▶ _SUPPLIED MATERIAL_
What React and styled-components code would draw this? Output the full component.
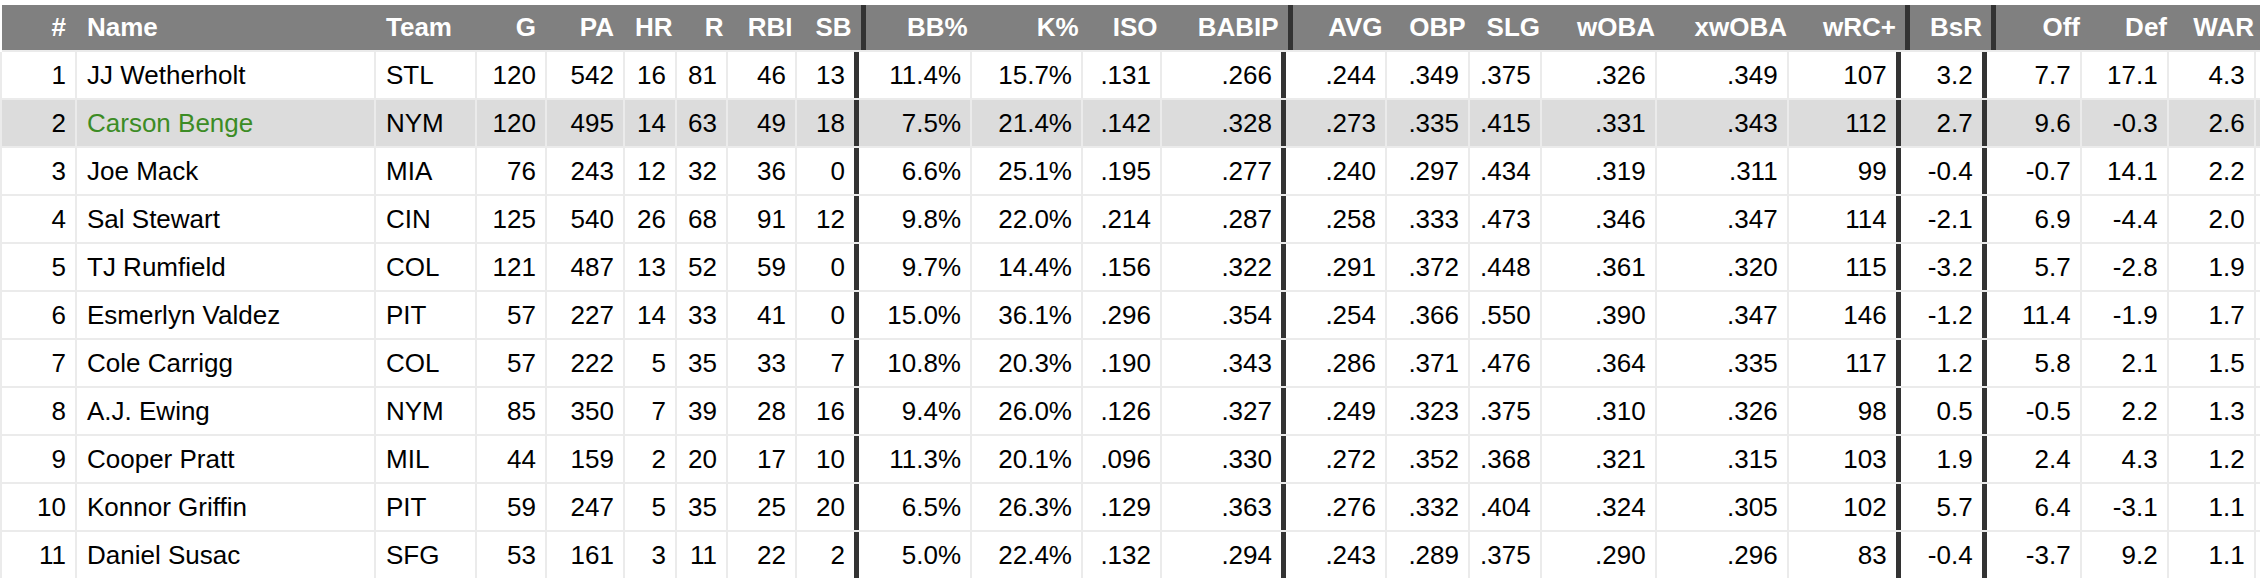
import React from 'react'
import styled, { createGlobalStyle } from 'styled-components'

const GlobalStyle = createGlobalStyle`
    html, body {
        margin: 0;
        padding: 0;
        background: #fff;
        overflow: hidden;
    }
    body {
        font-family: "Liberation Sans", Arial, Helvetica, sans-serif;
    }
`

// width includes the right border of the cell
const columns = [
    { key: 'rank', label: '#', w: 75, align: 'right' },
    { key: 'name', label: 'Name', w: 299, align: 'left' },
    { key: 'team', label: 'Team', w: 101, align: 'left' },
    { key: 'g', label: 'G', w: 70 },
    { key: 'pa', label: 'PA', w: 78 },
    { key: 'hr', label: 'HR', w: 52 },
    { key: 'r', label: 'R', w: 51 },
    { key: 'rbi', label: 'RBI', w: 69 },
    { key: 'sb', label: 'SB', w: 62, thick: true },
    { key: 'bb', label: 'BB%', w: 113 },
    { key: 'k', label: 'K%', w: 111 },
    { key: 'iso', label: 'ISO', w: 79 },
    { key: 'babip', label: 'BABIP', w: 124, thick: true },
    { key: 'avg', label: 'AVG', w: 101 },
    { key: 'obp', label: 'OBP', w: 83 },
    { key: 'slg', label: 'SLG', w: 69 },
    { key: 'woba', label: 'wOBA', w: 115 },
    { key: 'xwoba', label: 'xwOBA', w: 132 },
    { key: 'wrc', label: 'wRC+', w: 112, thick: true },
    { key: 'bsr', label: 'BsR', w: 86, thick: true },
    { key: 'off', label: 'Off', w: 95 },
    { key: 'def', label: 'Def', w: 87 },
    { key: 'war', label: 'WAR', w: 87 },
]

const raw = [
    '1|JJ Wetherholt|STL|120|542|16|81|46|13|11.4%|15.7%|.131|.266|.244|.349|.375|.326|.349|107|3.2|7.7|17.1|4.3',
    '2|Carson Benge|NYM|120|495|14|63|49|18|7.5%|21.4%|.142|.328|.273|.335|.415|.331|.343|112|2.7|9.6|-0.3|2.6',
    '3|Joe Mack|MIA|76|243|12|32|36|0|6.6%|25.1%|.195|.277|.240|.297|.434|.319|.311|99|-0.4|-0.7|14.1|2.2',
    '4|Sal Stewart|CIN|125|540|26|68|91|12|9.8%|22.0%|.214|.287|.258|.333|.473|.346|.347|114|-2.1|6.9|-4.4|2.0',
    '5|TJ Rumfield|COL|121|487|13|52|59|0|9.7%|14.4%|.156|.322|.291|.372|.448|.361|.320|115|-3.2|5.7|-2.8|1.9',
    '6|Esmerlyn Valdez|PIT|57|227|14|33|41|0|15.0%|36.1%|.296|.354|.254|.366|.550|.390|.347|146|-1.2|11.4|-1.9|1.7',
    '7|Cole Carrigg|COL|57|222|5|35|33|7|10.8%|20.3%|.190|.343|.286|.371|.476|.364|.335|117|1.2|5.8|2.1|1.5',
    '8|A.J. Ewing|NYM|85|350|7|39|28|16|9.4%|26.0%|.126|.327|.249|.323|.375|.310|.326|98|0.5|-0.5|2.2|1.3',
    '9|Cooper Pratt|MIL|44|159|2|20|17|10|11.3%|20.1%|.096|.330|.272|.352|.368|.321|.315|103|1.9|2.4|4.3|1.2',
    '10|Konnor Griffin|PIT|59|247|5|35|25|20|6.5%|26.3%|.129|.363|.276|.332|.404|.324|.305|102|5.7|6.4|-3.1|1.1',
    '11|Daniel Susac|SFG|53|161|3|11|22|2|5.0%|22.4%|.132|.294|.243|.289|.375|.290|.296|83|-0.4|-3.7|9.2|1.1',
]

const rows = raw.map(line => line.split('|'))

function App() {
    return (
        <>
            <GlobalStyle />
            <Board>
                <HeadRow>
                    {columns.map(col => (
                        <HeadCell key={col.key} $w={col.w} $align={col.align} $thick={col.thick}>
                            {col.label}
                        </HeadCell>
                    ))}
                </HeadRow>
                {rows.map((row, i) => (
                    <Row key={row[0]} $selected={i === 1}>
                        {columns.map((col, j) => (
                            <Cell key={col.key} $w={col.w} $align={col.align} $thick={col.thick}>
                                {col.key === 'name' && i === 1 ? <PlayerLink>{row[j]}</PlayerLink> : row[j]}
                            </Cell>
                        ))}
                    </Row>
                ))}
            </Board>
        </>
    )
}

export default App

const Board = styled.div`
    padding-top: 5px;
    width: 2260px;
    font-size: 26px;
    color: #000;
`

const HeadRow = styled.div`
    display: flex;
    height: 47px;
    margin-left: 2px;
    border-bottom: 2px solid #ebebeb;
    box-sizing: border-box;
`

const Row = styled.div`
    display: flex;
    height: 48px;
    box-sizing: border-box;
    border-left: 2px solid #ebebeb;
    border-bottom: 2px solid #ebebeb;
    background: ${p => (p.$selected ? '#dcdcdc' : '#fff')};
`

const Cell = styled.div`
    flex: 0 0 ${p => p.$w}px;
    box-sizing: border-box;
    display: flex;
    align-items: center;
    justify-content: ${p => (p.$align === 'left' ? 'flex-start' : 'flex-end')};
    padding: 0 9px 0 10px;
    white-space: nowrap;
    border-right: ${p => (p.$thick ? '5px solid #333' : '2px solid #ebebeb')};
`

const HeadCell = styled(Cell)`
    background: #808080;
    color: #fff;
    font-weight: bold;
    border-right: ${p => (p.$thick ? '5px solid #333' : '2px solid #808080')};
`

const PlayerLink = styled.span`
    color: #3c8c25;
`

▶ _INSTRUCTION_
Set the listing down in full and exactly. Pictures within it should not appear in the copy.

▶ _RESULT_
What React and styled-components code would draw this? Output the full component.
import React from 'react'
import styled, { createGlobalStyle } from 'styled-components'

const GlobalStyle = createGlobalStyle`
    html, body {
        margin: 0;
        padding: 0;
        background: #fff;
        overflow: hidden;
    }
    body {
        font-family: "Liberation Sans", Arial, Helvetica, sans-serif;
    }
`

// width includes the right border of the cell
const columns = [
    { key: 'rank', label: '#', w: 75, align: 'right' },
    { key: 'name', label: 'Name', w: 299, align: 'left' },
    { key: 'team', label: 'Team', w: 101, align: 'left' },
    { key: 'g', label: 'G', w: 70 },
    { key: 'pa', label: 'PA', w: 78 },
    { key: 'hr', label: 'HR', w: 52 },
    { key: 'r', label: 'R', w: 51 },
    { key: 'rbi', label: 'RBI', w: 69 },
    { key: 'sb', label: 'SB', w: 62, thick: true },
    { key: 'bb', label: 'BB%', w: 113 },
    { key: 'k', label: 'K%', w: 111 },
    { key: 'iso', label: 'ISO', w: 79 },
    { key: 'babip', label: 'BABIP', w: 124, thick: true },
    { key: 'avg', label: 'AVG', w: 101 },
    { key: 'obp', label: 'OBP', w: 83 },
    { key: 'slg', label: 'SLG', w: 69 },
    { key: 'woba', label: 'wOBA', w: 115 },
    { key: 'xwoba', label: 'xwOBA', w: 132 },
    { key: 'wrc', label: 'wRC+', w: 112, thick: true },
    { key: 'bsr', label: 'BsR', w: 86, thick: true },
    { key: 'off', label: 'Off', w: 95 },
    { key: 'def', label: 'Def', w: 87 },
    { key: 'war', label: 'WAR', w: 87 },
]

const raw = [
    '1|JJ Wetherholt|STL|120|542|16|81|46|13|11.4%|15.7%|.131|.266|.244|.349|.375|.326|.349|107|3.2|7.7|17.1|4.3',
    '2|Carson Benge|NYM|120|495|14|63|49|18|7.5%|21.4%|.142|.328|.273|.335|.415|.331|.343|112|2.7|9.6|-0.3|2.6',
    '3|Joe Mack|MIA|76|243|12|32|36|0|6.6%|25.1%|.195|.277|.240|.297|.434|.319|.311|99|-0.4|-0.7|14.1|2.2',
    '4|Sal Stewart|CIN|125|540|26|68|91|12|9.8%|22.0%|.214|.287|.258|.333|.473|.346|.347|114|-2.1|6.9|-4.4|2.0',
    '5|TJ Rumfield|COL|121|487|13|52|59|0|9.7%|14.4%|.156|.322|.291|.372|.448|.361|.320|115|-3.2|5.7|-2.8|1.9',
    '6|Esmerlyn Valdez|PIT|57|227|14|33|41|0|15.0%|36.1%|.296|.354|.254|.366|.550|.390|.347|146|-1.2|11.4|-1.9|1.7',
    '7|Cole Carrigg|COL|57|222|5|35|33|7|10.8%|20.3%|.190|.343|.286|.371|.476|.364|.335|117|1.2|5.8|2.1|1.5',
    '8|A.J. Ewing|NYM|85|350|7|39|28|16|9.4%|26.0%|.126|.327|.249|.323|.375|.310|.326|98|0.5|-0.5|2.2|1.3',
    '9|Cooper Pratt|MIL|44|159|2|20|17|10|11.3%|20.1%|.096|.330|.272|.352|.368|.321|.315|103|1.9|2.4|4.3|1.2',
    '10|Konnor Griffin|PIT|59|247|5|35|25|20|6.5%|26.3%|.129|.363|.276|.332|.404|.324|.305|102|5.7|6.4|-3.1|1.1',
    '11|Daniel Susac|SFG|53|161|3|11|22|2|5.0%|22.4%|.132|.294|.243|.289|.375|.290|.296|83|-0.4|-3.7|9.2|1.1',
]

const rows = raw.map(line => line.split('|'))

function App() {
    return (
        <>
            <GlobalStyle />
            <Board>
                <HeadRow>
                    {columns.map(col => (
                        <HeadCell key={col.key} $w={col.w} $align={col.align} $thick={col.thick}>
                            {col.label}
                        </HeadCell>
                    ))}
                </HeadRow>
                {rows.map((row, i) => (
                    <Row key={row[0]} $selected={i === 1}>
                        {columns.map((col, j) => (
                            <Cell key={col.key} $w={col.w} $align={col.align} $thick={col.thick}>
                                {col.key === 'name' && i === 1 ? <PlayerLink>{row[j]}</PlayerLink> : row[j]}
                            </Cell>
                        ))}
                    </Row>
                ))}
            </Board>
        </>
    )
}

export default App

const Board = styled.div`
    padding-top: 5px;
    width: 2260px;
    font-size: 26px;
    color: #000;
`

const HeadRow = styled.div`
    display: flex;
    height: 47px;
    margin-left: 2px;
    border-bottom: 2px solid #ebebeb;
    box-sizing: border-box;
`

const Row = styled.div`
    display: flex;
    height: 48px;
    box-sizing: border-box;
    border-left: 2px solid #ebebeb;
    border-bottom: 2px solid #ebebeb;
    background: ${p => (p.$selected ? '#dcdcdc' : '#fff')};
`

const Cell = styled.div`
    flex: 0 0 ${p => p.$w}px;
    box-sizing: border-box;
    display: flex;
    align-items: center;
    justify-content: ${p => (p.$align === 'left' ? 'flex-start' : 'flex-end')};
    padding: 0 9px 0 10px;
    white-space: nowrap;
    border-right: ${p => (p.$thick ? '5px solid #333' : '2px solid #ebebeb')};
`

const HeadCell = styled(Cell)`
    background: #808080;
    color: #fff;
    font-weight: bold;
    border-right: ${p => (p.$thick ? '5px solid #333' : '2px solid #808080')};
`

const PlayerLink = styled.span`
    color: #3c8c25;
`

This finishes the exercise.